Quelle est l'idée à l'origine du restaurant ?
À l’origine, j'en avais marre de Paris ! Je suis donc allé à Honfleur travailler chez un ami. Sur place, j'ai vu qu'il n'y avait pas d’offre ici, contrairement à Deauville, alors qu'il y a une grosse clientèle de Parisiens.

Comment décririez-vous votre approche des produits et de la cuisine ?
Je crois pouvoir dire que je fais une cuisine d’instinct, du moment. J'essaie de travailler avec des produits frais de saison – c'est indispensable –, en circuit court, même si en Normandie c'est parfois compliqué.

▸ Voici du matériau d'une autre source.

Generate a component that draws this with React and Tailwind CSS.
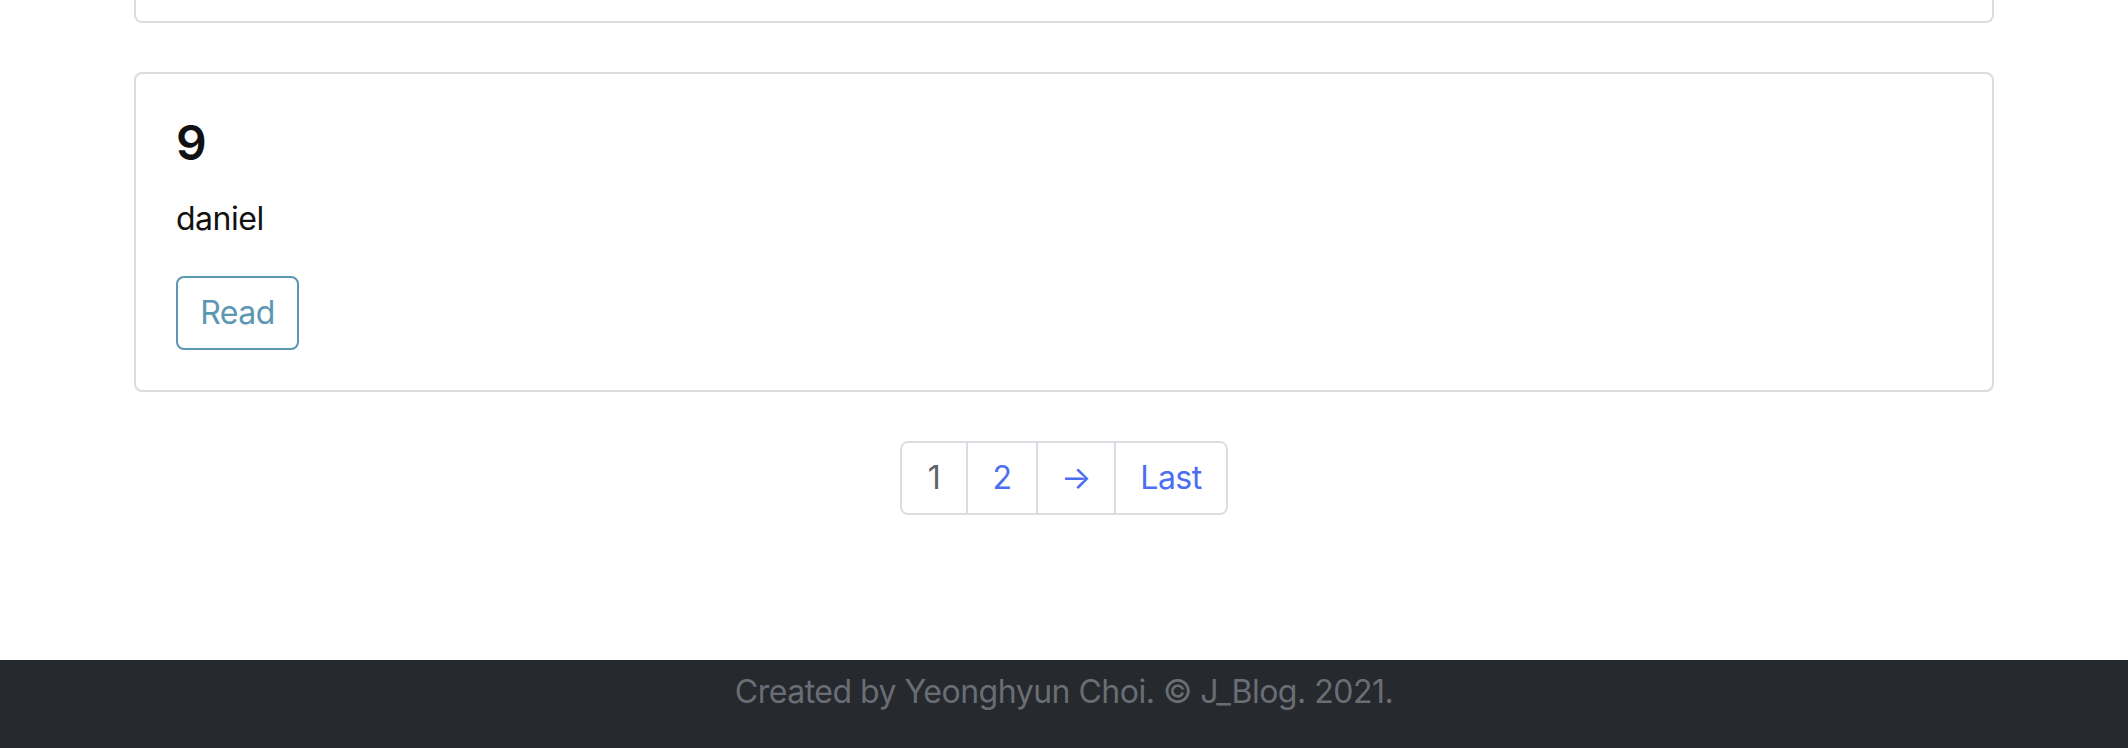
export default function App() {
  const pages = [
    { label: "1", w: "w-[64px]", active: true },
    { label: "2", w: "w-[70px]" },
    { label: "→", w: "w-[78px]" },
    { label: "Last", w: "w-[112px]" },
  ];

  return (
    <div className="min-h-[748px] flex flex-col bg-white font-['Inter','Liberation_Sans',sans-serif] tracking-[-0.5px] text-[#212529]">
      <main className="flex-1 px-[134px]">
        {/* previous post card, cut off at the top */}
        <div className="h-[23px] border-x-2 border-b-2 border-[#dcdcdc] rounded-b-[8px]" />

        {/* post card */}
        <div className="mt-[49px] border-2 border-[#dcdcdc] rounded-[8px] p-[40px]">
          <h5 className="text-[48px] leading-[1.2] font-semibold text-[#111]">9</h5>
          <p className="mt-[23px] text-[32px] leading-[1.5] text-[#111]">daniel</p>
          <button className="mt-[33px] w-[123px] h-[74px] flex items-center justify-center border-2 border-[#5b97b3] rounded-[8px] text-[32px] text-[#5b97b3]">
            Read
          </button>
        </div>

        {/* pagination */}
        <nav className="mt-[49px] flex justify-center">
          <ul className="flex h-[74px] border-2 border-[#dcdde2] rounded-[8px] overflow-hidden">
            {pages.map((p, i) => (
              <li
                key={p.label}
                className={`${p.w} flex items-center justify-center text-[32px] ${
                  i > 0 ? "border-l-2 border-[#dcdde2]" : ""
                } ${p.active ? "text-[#5f6368]" : "text-[#4d6ef0]"}`}
              >
                {p.label}
              </li>
            ))}
          </ul>
        </nav>
      </main>

      <footer className="mt-[145px] h-[88px] bg-[#26292e] pt-[8px] text-center text-[32px] leading-[1.5] text-[#6a6e74]">
        Created by Yeonghyun Choi. © J_Blog. 2021.
      </footer>
    </div>
  );
}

Ici, c'est beaucoup de pêche au chalut, et les meilleurs poissons partent très souvent à la capitale. Idem avec les maraîchers qui envoient le gros de leur production à Paris comme ce n'est pas loin.

Comment avez-vous conçu un menu qui soit à la fois intéressant et d'un bon rapport qualité-prix ?
Il faut acheter les produits au bon prix, de saison car ils sont alors forcément moins chers alors, et essayer de travailler le plus possible le produit entier. Comme là : j'ai acheté un bœuf waygu normand entier à l'éleveur Nicolas Ploux, près de Rouen.
Comment faites-vous pour maintenir votre niveau d'exigence face à l'augmentation du coût des ingrédients ?
Vous savez, l'augmentation du coût des ingrédients, moi je ne l’ai pas réellement vécue. J'ai l’impression que beaucoup de gens se plaignent de ça, mais que cela concerne plus la grande distribution. A part le beurre et la crème, la viande et le poisson n’ont pas beaucoup augmenté.